* Task directions: What is the number of lines containing the word "Emit"? Give that number alone.
═══ Input rows
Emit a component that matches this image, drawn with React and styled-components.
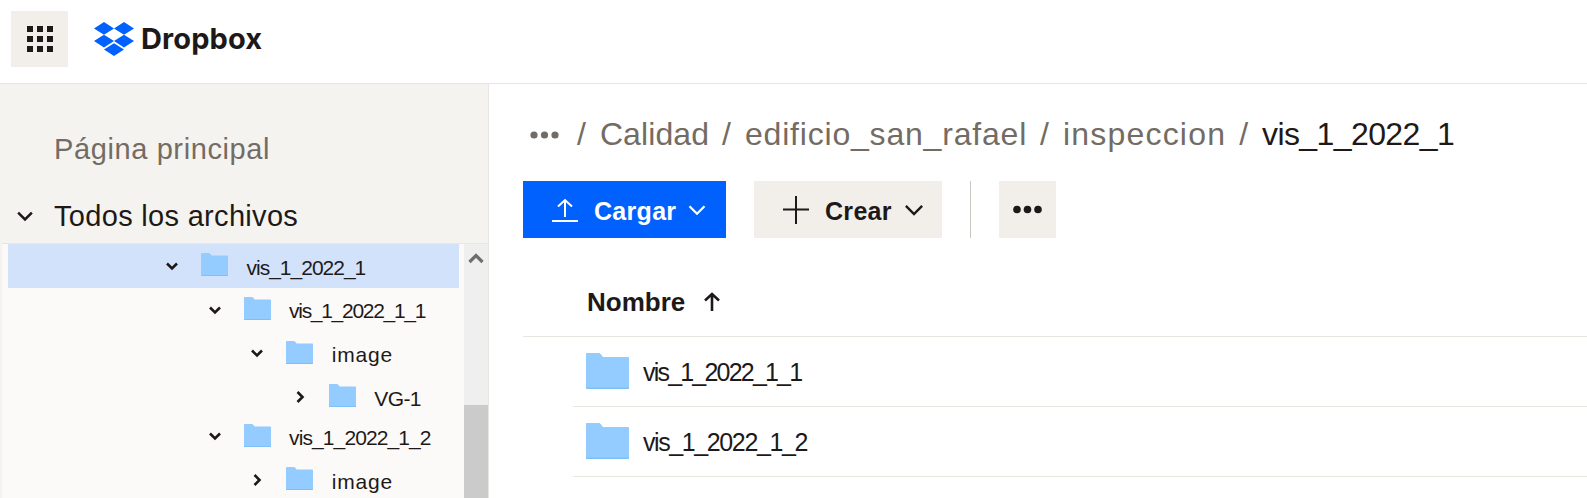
══════
═══ Input rows
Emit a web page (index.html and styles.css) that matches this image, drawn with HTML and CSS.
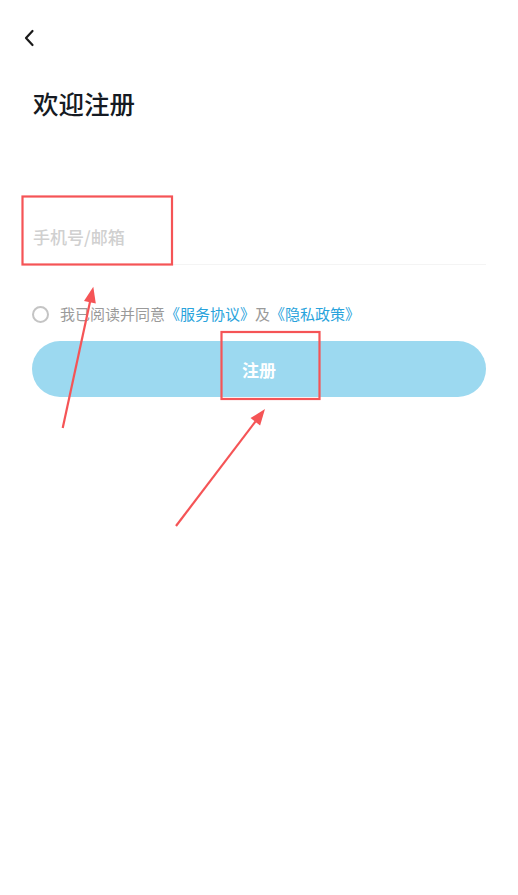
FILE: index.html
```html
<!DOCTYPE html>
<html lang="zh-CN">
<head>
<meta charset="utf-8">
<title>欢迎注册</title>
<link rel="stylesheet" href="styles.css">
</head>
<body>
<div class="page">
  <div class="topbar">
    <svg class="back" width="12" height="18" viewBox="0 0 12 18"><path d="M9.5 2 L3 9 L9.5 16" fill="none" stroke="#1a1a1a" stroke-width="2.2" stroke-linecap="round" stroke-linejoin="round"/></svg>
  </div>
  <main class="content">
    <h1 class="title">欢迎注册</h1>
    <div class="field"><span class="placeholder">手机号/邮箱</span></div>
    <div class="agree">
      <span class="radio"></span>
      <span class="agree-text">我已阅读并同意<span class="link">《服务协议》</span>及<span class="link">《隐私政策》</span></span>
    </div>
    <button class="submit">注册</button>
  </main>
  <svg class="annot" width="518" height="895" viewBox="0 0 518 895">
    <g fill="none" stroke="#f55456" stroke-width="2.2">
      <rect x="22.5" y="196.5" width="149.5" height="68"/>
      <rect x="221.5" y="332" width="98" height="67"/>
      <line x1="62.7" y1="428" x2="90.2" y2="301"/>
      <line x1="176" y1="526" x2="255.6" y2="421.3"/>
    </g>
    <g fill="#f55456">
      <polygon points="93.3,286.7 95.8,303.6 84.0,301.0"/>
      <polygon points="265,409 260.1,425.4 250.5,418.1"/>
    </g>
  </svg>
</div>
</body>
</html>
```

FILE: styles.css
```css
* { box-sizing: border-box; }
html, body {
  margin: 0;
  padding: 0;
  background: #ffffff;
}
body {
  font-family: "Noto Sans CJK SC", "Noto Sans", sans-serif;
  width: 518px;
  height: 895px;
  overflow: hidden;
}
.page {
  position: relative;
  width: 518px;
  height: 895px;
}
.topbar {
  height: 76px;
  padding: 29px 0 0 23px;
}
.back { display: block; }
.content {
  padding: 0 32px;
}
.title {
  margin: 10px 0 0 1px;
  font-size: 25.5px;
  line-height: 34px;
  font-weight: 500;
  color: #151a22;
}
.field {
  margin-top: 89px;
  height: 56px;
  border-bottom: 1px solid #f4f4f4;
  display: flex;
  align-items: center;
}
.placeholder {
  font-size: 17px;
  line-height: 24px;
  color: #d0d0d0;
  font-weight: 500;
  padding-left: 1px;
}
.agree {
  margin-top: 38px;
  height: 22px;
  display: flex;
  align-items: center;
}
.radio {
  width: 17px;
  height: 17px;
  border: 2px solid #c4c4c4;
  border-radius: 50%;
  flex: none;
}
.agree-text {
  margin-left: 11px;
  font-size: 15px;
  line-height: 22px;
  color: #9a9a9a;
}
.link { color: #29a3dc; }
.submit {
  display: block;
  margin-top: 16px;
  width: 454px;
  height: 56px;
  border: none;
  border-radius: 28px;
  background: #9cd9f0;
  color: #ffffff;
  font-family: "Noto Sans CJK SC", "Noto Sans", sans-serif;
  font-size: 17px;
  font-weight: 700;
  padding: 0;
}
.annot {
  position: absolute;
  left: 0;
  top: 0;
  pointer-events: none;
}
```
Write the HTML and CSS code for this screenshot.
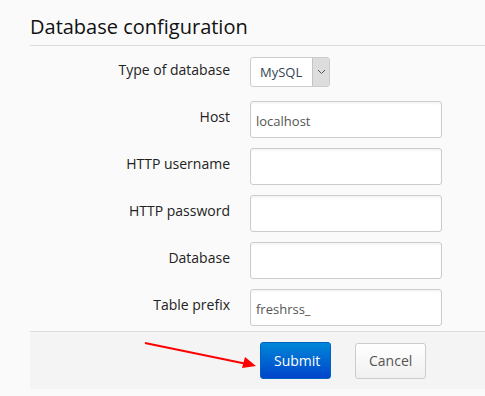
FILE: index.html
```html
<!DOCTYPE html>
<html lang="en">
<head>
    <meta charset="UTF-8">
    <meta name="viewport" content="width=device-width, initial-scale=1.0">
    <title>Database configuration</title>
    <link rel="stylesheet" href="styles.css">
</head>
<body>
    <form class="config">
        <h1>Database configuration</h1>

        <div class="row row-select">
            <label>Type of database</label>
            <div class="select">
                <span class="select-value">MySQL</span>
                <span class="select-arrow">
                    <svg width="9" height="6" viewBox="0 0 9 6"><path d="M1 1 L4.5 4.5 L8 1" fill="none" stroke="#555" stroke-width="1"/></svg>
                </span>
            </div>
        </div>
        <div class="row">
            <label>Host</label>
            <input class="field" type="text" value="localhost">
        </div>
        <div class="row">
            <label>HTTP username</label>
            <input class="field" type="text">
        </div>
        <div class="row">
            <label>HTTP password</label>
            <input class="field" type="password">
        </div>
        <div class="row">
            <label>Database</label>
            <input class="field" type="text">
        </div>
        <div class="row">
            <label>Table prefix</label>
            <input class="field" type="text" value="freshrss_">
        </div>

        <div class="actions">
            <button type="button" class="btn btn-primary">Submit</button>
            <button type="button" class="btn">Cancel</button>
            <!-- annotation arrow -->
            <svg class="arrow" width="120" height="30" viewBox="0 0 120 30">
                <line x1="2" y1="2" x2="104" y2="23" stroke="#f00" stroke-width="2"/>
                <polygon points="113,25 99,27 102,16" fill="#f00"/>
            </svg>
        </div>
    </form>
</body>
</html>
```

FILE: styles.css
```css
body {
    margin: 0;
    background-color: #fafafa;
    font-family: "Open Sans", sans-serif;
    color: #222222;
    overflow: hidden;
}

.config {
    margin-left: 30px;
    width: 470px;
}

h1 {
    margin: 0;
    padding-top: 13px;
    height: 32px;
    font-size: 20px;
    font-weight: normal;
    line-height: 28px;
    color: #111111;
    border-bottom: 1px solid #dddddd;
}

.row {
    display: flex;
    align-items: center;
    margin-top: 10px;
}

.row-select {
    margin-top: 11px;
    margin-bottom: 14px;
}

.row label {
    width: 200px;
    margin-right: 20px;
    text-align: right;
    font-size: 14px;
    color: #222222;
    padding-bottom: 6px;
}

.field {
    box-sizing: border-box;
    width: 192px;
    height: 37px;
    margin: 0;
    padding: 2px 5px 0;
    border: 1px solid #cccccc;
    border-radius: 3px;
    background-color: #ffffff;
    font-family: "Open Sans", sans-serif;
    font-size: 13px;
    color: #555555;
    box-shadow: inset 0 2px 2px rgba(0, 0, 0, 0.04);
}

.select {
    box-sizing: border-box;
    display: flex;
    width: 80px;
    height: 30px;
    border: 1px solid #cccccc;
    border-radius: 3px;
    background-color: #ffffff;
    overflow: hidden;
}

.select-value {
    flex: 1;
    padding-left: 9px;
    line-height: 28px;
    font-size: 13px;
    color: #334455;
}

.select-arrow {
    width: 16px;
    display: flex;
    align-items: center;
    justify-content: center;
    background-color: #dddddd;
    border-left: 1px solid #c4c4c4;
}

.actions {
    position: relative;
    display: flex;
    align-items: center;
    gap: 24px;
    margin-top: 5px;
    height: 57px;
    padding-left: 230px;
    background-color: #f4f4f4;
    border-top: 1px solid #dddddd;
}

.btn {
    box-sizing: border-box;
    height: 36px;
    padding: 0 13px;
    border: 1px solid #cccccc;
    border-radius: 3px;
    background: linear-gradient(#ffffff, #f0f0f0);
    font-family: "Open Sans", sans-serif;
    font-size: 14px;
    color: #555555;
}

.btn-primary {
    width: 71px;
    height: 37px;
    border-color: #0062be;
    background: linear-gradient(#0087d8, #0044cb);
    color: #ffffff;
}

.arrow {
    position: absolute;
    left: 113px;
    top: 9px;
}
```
══════
* Exercise answer: 2